WHAT YOU HAVE TO DO >> In the listing below, locate the line with "What React and" and the line with "['해산/장제', '에너지바우처', '청년주거급여분리지급', '긴급복지', '기타지원'];", then output both and everything between them exactly, minus any pictures.

DATA SHOWN >>
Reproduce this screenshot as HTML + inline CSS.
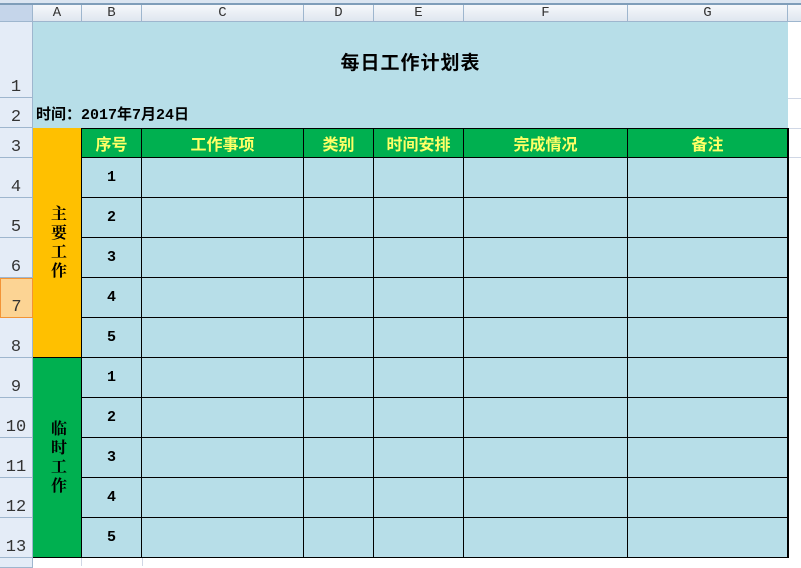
==
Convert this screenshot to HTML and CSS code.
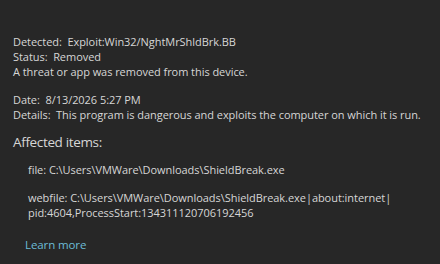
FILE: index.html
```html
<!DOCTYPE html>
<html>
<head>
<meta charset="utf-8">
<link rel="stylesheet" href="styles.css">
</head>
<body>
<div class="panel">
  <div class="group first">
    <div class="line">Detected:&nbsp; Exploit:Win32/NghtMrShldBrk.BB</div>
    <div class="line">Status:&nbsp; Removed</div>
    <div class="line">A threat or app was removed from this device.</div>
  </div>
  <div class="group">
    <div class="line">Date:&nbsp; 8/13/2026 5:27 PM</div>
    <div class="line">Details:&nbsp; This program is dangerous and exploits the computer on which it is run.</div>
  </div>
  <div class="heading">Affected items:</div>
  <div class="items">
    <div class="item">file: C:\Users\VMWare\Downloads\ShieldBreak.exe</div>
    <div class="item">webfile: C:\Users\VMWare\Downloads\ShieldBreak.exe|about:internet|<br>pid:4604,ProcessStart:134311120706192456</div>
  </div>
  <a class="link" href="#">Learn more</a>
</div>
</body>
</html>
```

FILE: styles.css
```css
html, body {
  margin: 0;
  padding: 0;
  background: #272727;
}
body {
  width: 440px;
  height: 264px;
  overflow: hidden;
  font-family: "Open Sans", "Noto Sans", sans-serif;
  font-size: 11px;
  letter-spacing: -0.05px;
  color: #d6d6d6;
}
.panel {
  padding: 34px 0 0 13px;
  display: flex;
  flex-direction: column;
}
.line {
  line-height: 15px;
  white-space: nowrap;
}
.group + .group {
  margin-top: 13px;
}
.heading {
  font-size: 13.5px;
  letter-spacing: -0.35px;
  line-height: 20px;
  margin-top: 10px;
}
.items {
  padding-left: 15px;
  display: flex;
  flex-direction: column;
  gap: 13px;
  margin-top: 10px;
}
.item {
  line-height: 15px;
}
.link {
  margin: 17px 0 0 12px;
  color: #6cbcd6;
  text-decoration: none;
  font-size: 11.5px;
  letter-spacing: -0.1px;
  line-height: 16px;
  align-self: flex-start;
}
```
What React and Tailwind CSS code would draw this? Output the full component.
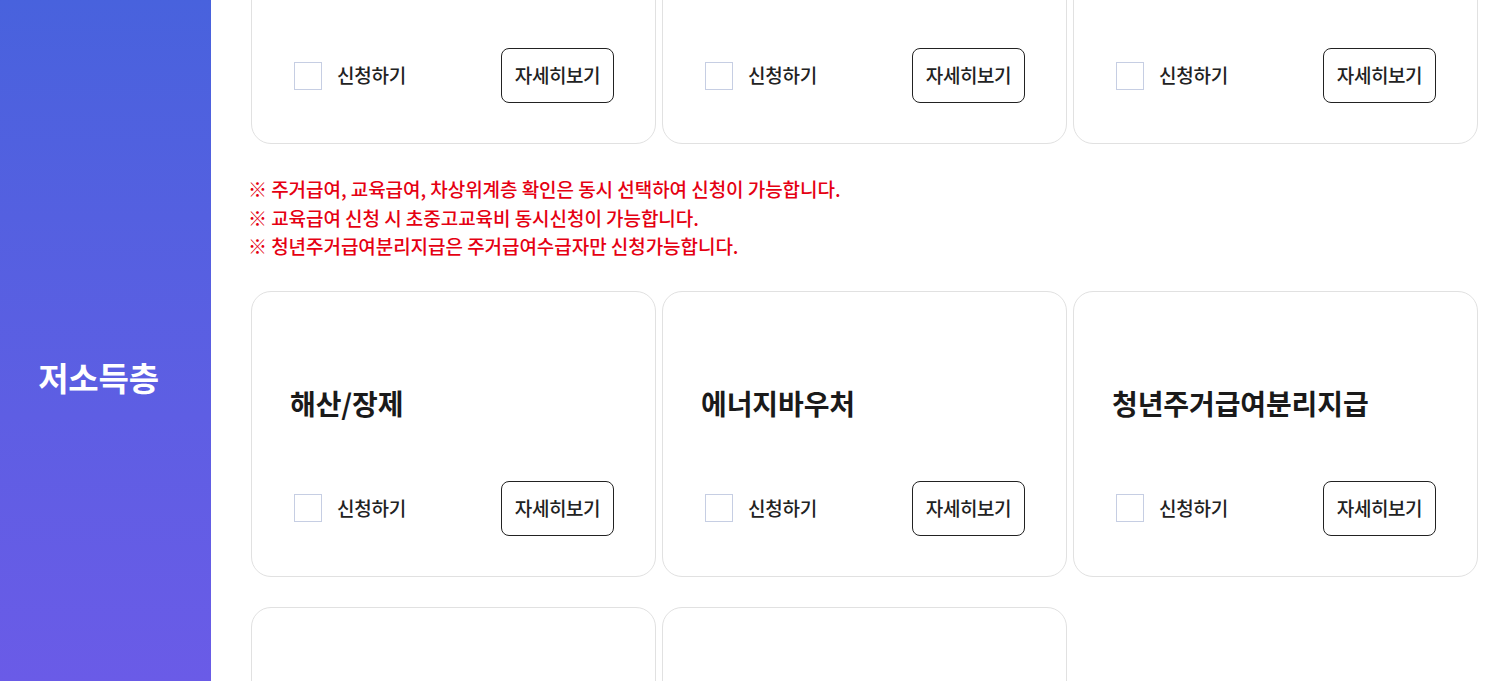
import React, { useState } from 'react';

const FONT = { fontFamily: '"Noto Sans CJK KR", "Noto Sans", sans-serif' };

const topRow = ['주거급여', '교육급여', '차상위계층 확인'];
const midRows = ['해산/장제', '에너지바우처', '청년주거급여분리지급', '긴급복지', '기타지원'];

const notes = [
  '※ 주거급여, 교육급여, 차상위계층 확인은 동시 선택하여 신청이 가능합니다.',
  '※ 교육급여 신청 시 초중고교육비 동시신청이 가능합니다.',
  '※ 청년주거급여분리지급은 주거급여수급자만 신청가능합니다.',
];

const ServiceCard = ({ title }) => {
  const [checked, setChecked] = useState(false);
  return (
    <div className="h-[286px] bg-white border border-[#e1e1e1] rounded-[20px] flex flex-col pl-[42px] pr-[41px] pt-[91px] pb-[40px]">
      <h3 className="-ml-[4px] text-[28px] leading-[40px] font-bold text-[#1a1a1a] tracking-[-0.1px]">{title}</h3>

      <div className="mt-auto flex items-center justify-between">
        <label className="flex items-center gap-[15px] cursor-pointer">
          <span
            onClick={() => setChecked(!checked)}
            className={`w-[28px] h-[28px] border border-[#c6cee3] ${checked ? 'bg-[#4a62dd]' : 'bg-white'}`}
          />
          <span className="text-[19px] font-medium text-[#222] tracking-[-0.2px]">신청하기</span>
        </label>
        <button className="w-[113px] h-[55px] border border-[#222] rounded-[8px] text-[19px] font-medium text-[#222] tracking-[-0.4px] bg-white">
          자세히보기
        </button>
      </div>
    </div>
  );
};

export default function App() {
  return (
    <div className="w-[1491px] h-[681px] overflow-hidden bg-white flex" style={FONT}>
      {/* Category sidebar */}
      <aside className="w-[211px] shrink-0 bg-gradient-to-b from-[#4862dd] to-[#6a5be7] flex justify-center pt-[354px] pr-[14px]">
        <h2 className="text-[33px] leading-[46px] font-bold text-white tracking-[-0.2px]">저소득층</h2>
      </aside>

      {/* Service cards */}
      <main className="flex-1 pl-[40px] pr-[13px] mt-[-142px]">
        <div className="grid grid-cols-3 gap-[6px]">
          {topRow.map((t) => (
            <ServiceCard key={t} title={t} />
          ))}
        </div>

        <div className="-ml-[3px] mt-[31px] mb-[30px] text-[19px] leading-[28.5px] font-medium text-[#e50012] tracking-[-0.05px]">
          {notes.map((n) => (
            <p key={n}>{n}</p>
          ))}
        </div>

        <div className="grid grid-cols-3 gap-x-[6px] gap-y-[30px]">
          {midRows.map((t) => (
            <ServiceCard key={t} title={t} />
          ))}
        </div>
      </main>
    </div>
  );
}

SOLVED PROBLEM >>
What React and Tailwind CSS code would draw this? Output the full component.
import React, { useState } from 'react';

const FONT = { fontFamily: '"Noto Sans CJK KR", "Noto Sans", sans-serif' };

const topRow = ['주거급여', '교육급여', '차상위계층 확인'];
const midRows = ['해산/장제', '에너지바우처', '청년주거급여분리지급', '긴급복지', '기타지원'];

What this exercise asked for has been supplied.